- Raw data:
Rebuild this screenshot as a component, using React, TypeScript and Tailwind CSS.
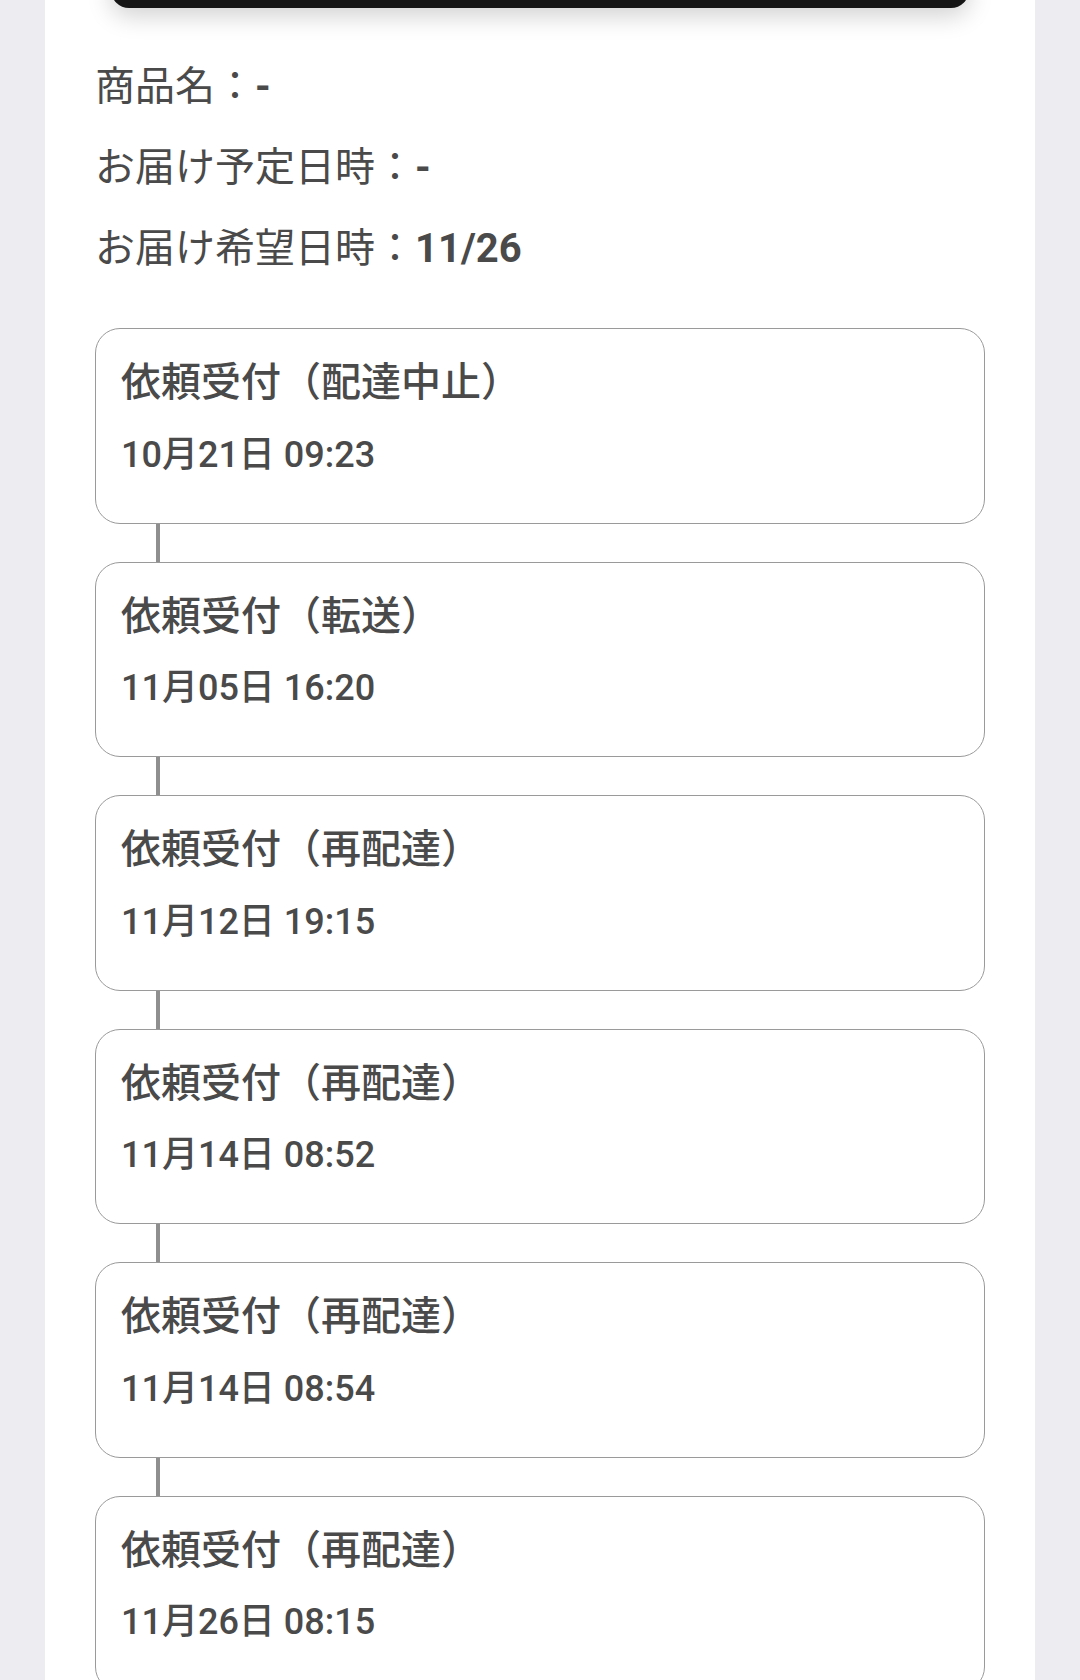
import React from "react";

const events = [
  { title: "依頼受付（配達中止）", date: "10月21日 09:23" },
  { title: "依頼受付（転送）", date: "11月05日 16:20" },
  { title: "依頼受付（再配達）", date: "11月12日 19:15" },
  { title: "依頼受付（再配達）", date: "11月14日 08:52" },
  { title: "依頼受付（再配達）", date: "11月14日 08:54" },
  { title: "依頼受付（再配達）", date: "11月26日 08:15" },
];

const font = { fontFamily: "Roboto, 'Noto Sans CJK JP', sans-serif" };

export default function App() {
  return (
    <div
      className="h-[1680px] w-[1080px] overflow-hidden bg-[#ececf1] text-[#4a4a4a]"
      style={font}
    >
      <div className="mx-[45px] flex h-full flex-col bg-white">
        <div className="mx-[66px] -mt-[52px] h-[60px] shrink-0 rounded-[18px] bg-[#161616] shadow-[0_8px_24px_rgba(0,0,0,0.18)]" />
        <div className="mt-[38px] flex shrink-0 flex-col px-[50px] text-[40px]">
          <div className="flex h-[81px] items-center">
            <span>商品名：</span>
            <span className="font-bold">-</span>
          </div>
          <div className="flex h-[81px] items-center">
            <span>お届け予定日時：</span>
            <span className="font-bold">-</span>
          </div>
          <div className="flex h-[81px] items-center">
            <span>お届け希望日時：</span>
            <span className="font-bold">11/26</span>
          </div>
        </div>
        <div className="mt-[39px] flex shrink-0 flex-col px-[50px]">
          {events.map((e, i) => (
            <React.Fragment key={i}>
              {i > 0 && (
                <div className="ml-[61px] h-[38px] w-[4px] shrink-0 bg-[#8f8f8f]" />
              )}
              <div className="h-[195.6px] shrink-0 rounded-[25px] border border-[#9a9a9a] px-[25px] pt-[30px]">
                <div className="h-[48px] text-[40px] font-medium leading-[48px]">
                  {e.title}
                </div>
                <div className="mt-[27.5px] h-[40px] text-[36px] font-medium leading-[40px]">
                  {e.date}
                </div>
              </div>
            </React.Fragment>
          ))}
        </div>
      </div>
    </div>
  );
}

- Request: Take the listing above and print it exactly, apart from the pictures.

- Written solution:
Rebuild this screenshot as a component, using React, TypeScript and Tailwind CSS.
import React from "react";

const events = [
  { title: "依頼受付（配達中止）", date: "10月21日 09:23" },
  { title: "依頼受付（転送）", date: "11月05日 16:20" },
  { title: "依頼受付（再配達）", date: "11月12日 19:15" },
  { title: "依頼受付（再配達）", date: "11月14日 08:52" },
  { title: "依頼受付（再配達）", date: "11月14日 08:54" },
  { title: "依頼受付（再配達）", date: "11月26日 08:15" },
];

const font = { fontFamily: "Roboto, 'Noto Sans CJK JP', sans-serif" };

export default function App() {
  return (
    <div
      className="h-[1680px] w-[1080px] overflow-hidden bg-[#ececf1] text-[#4a4a4a]"
      style={font}
    >
      <div className="mx-[45px] flex h-full flex-col bg-white">
        <div className="mx-[66px] -mt-[52px] h-[60px] shrink-0 rounded-[18px] bg-[#161616] shadow-[0_8px_24px_rgba(0,0,0,0.18)]" />
        <div className="mt-[38px] flex shrink-0 flex-col px-[50px] text-[40px]">
          <div className="flex h-[81px] items-center">
            <span>商品名：</span>
            <span className="font-bold">-</span>
          </div>
          <div className="flex h-[81px] items-center">
            <span>お届け予定日時：</span>
            <span className="font-bold">-</span>
          </div>
          <div className="flex h-[81px] items-center">
            <span>お届け希望日時：</span>
            <span className="font-bold">11/26</span>
          </div>
        </div>
        <div className="mt-[39px] flex shrink-0 flex-col px-[50px]">
          {events.map((e, i) => (
            <React.Fragment key={i}>
              {i > 0 && (
                <div className="ml-[61px] h-[38px] w-[4px] shrink-0 bg-[#8f8f8f]" />
              )}
              <div className="h-[195.6px] shrink-0 rounded-[25px] border border-[#9a9a9a] px-[25px] pt-[30px]">
                <div className="h-[48px] text-[40px] font-medium leading-[48px]">
                  {e.title}
                </div>
                <div className="mt-[27.5px] h-[40px] text-[36px] font-medium leading-[40px]">
                  {e.date}
                </div>
              </div>
            </React.Fragment>
          ))}
        </div>
      </div>
    </div>
  );
}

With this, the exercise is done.